Tuesday, April 7, 2015

This House

I was thinking about something today.

8 years ago this month, I had a realtor because I was buying a house. Now, 8 years later, I have a realtor because I am trying to sell it.

There's a sign in my front yard right now, just like in this photo from 2007.


My house and front yard may look eerily similar at either end of the span of 8 years, but the woman in the photo is definitely very different.

I look at that girl in the photo and laugh. There I stood, newly engaged, not even a wife yet...wearing a hippo t-shirt with my hair pulled back, pointing proudly at the "under contract" part of the sign in the front yard of my new house. I was only 22 years old.

Even as I type that, my own jaw kind of drops. 22. I was a baby. What did I know about anything back then? I was way more mature than my 22 years... I was ready in most senses to start an adult life... but wow... I just had NO CLUE what life would throw at me over the course of the next 8 years in this house.

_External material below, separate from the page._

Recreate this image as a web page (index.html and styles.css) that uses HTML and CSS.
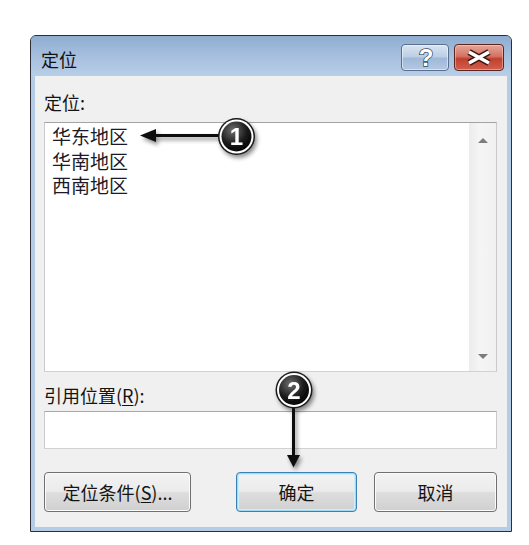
FILE: index.html
```html
<!DOCTYPE html>
<html>
<head>
	<meta charset="utf-8">
	<meta name="viewport" content="width=device-width, initial-scale=1">
	<title>定位</title>
	<link rel="stylesheet" href="styles.css">
</head>

<body>
	<div class="dialog">
		<div class="titlebar">
			<span class="title">定位</span>
			<div class="caption-btns">
				<span class="cap-btn help">
					<svg width="46" height="25" viewBox="0 0 46 25">
						<text x="24" y="20.5" text-anchor="middle" class="help-mark">?</text>
					</svg>
				</span>
				<span class="cap-btn close">
					<svg width="48" height="25" viewBox="0 0 48 25">
						<path d="M14 7 L34 18 M14 18 L34 7" stroke="#3a1410" stroke-width="6.5" fill="none"/>
						<path d="M14 7 L34 18 M14 18 L34 7" stroke="#fff" stroke-width="3.5" fill="none"/>
					</svg>
				</span>
			</div>
		</div>

		<div class="client">
			<p class="label">定位:</p>
			<div class="listbox">
				<ul class="items">
					<li>华东地区</li>
					<li>华南地区</li>
					<li>西南地区</li>
				</ul>
				<div class="scrollbar">
					<span class="arrow up"></span>
					<span class="arrow down"></span>
				</div>
			</div>
			<p class="label ref">引用位置(<u>R</u>):</p>
			<div class="field"></div>
			<div class="buttons">
				<button class="btn special">定位条件(<u>S</u>)...</button>
				<button class="btn ok">确定</button>
				<button class="btn cancel">取消</button>
			</div>
		</div>
	</div>

	<!-- 说明用的编号标注 -->
	<svg class="callouts" width="529" height="545" viewBox="0 0 529 545">
		<defs>
			<radialGradient id="ball" cx="38%" cy="30%" r="75%">
				<stop offset="0" stop-color="#6e6e6e"/>
				<stop offset="0.6" stop-color="#1c1c1c"/>
				<stop offset="1" stop-color="#000"/>
			</radialGradient>
			<filter id="shadow" x="-50%" y="-50%" width="200%" height="200%">
				<feDropShadow dx="2" dy="3" stdDeviation="2" flood-color="#000" flood-opacity="0.45"/>
			</filter>
		</defs>

		<g filter="url(#shadow)">
			<line x1="154" y1="135.5" x2="222" y2="135.5" stroke="#111" stroke-width="3"/>
			<polygon points="140,135.5 156,129 156,142" fill="#111"/>
			<circle cx="236.5" cy="136.5" r="18.5" fill="#1a1a1a"/>
			<circle cx="236.5" cy="136.5" r="17" fill="#fff"/>
			<circle cx="236.5" cy="136.5" r="15" fill="url(#ball)"/>
			<text x="236.5" y="145" class="num">1</text>
		</g>

		<g filter="url(#shadow)">
			<line x1="293.5" y1="404" x2="293.5" y2="457" stroke="#111" stroke-width="3"/>
			<polygon points="293.5,467.5 287,455 300,455" fill="#111"/>
			<circle cx="294" cy="390" r="18.5" fill="#1a1a1a"/>
			<circle cx="294" cy="390" r="17" fill="#fff"/>
			<circle cx="294" cy="390" r="15" fill="url(#ball)"/>
			<text x="294" y="398.5" class="num">2</text>
		</g>
	</svg>
</body>
</html>
```

FILE: styles.css
```css
body {
	margin: 0;
	background: #fff;
	font-family: "Noto Sans CJK SC", "Noto Sans", sans-serif;
	color: #141414;
}

/* 窗口外框 */
.dialog {
	width: 472px;
	margin: 35px 0 0 30px;
	padding: 0 4px 4px;
	border: 1px solid #2c3035;
	border-radius: 6px 6px 0 0;
	background: #b5cce7;
}
.titlebar {
	height: 40px;
	margin: 0 -4px;
	padding: 0 7px 0 10px;
	display: flex;
	align-items: flex-start;
	border-radius: 5px 5px 0 0;
	background: linear-gradient(#8fadd0, #a8c1df 55%, #b8cee8);
}
.title {
	margin-top: 12px;
	font-size: 18px;
	line-height: 22px;
	color: #111;
}
.caption-btns {
	margin-left: auto;
	margin-top: 8px;
	display: flex;
	gap: 5px;
}
.cap-btn {
	display: block;
	height: 25px;
	border-radius: 4px;
}
.cap-btn svg {
	display: block;
	overflow: visible;
}
.help {
	border: 1px solid #5a6f8e;
	background: linear-gradient(#d9e4f1, #bccee4 48%, #9fb8d8 52%, #b3c8e2);
	box-shadow: inset 0 0 0 1px rgba(255,255,255,0.5);
}
.help-mark {
	font-family: "Liberation Sans", sans-serif;
	font-weight: bold;
	font-size: 24px;
	fill: #fff;
	stroke: #33465f;
	stroke-width: 1.5px;
	paint-order: stroke;
}
.close {
	border: 1px solid #5c2620;
	background: linear-gradient(#e6a597, #d27465 45%, #c23f2e 55%, #d0604c);
	box-shadow: inset 0 0 0 1px rgba(255,220,210,0.45);
}

/* 窗口内容区 */
.client {
	padding: 15px 10px 15px 9px;
	background: #f0f0f0;
}
.label {
	margin: 0;
	font-size: 18px;
	line-height: 22px;
}
.label.ref { margin-top: 12px; }
u { text-underline-offset: 2px; }

.listbox {
	margin-top: 9px;
	height: 250px;
	box-sizing: border-box;
	display: flex;
	border: 1px solid;
	border-color: #a3a3a3 #cacaca #d2d2d2 #cacaca;
	background: #fff;
}
.items {
	flex: 1;
	margin: 0;
	padding: 1px 0 0 7px;
	list-style: none;
	font-size: 19px;
	line-height: 24.5px;
	color: #1a1a28;
}
.scrollbar {
	width: 27px;
	display: flex;
	flex-direction: column;
	justify-content: space-between;
	align-items: center;
	padding: 15px 0 12px;
	box-sizing: border-box;
	background: linear-gradient(to right, #ececec, #f5f5f5 40%, #f1f1f1);
}
.arrow {
	width: 0;
	height: 0;
	border-left: 5.5px solid transparent;
	border-right: 5.5px solid transparent;
}
.arrow.up { border-bottom: 5px solid #7c7c7c; }
.arrow.down { border-top: 5px solid #7c7c7c; }

.field {
	margin-top: 5px;
	height: 38px;
	box-sizing: border-box;
	border: 1px solid;
	border-color: #a8a8a8 #cacaca #d2d2d2 #cacaca;
	background: #fff;
}

.buttons {
	margin-top: 23px;
	display: flex;
}
.btn {
	height: 40px;
	padding: 0;
	font-family: inherit;
	font-size: 18px;
	color: #141414;
	border: 1px solid #707070;
	border-radius: 4px;
	background: linear-gradient(#f3f3f3, #ebebeb 48%, #dddddd 52%, #d0d0d0);
	box-shadow: inset 0 0 0 1px #fbfbfb;
}
.btn.special { width: 147px; }
.btn.ok {
	width: 121px;
	margin-left: 45px;
	border-color: #3c7fb1;
	box-shadow: inset 0 0 0 1px #9fdaf5, inset 0 0 0 2px #cdeefb;
}
.btn.cancel {
	width: 123px;
	margin-left: 17px;
}

/* 编号标注覆盖层 */
.callouts {
	position: absolute;
	top: 0;
	left: 0;
	pointer-events: none;
}
.num {
	font-family: "Liberation Sans", sans-serif;
	font-weight: bold;
	font-size: 24px;
	fill: #fff;
	text-anchor: middle;
}
```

After a year in this house, I married Rick. The third bedroom upstairs was always "the baby room" and I was waiting and eager to fill it. Years of trying to have a baby proved fruitless and to move on and accept that motherhood was not in the cards for me, I turned "the baby room" into my office and renamed it "the writing room." I started and finished grad school in this house, spending hours in my writing room typing papers as well as poems and stories. And of course...blogs. The "baby room" turned "writing room" is now just a black hole of everything post-death. It's where I've thrown all the papers and documentation and files and photos. It's where the wedding photos went that I took off the walls. It's where the funeral cards and photo boards from that day are stored. It's where the death certificates are...where Rick's suicide note is... somewhere in the mess of memories and plastic bins and junk.

At the very end of 2010, the cats took up residence in this house.

There was laughter in this house. There was order in this house. There was pain in this house. There was worry in this house.

I got a new job while we lived in this house. Rick lost his job while we lived in this house. While he was unemployed in the months before he died, he spent a lot of time in this house.

I made countless meals in this house. I gave up a lot while I lived in this house. I gave in a lot while I lived in this house. I cried a lot in this house.

Then, Rick died in this house.
Then, I lived alone in this house.

I look at that girl in the photo and I think of the lifetime that's elapsed during the last 8 years...from that moment the picture was taken until this moment tonight - where I sit blogging as a widow in this house.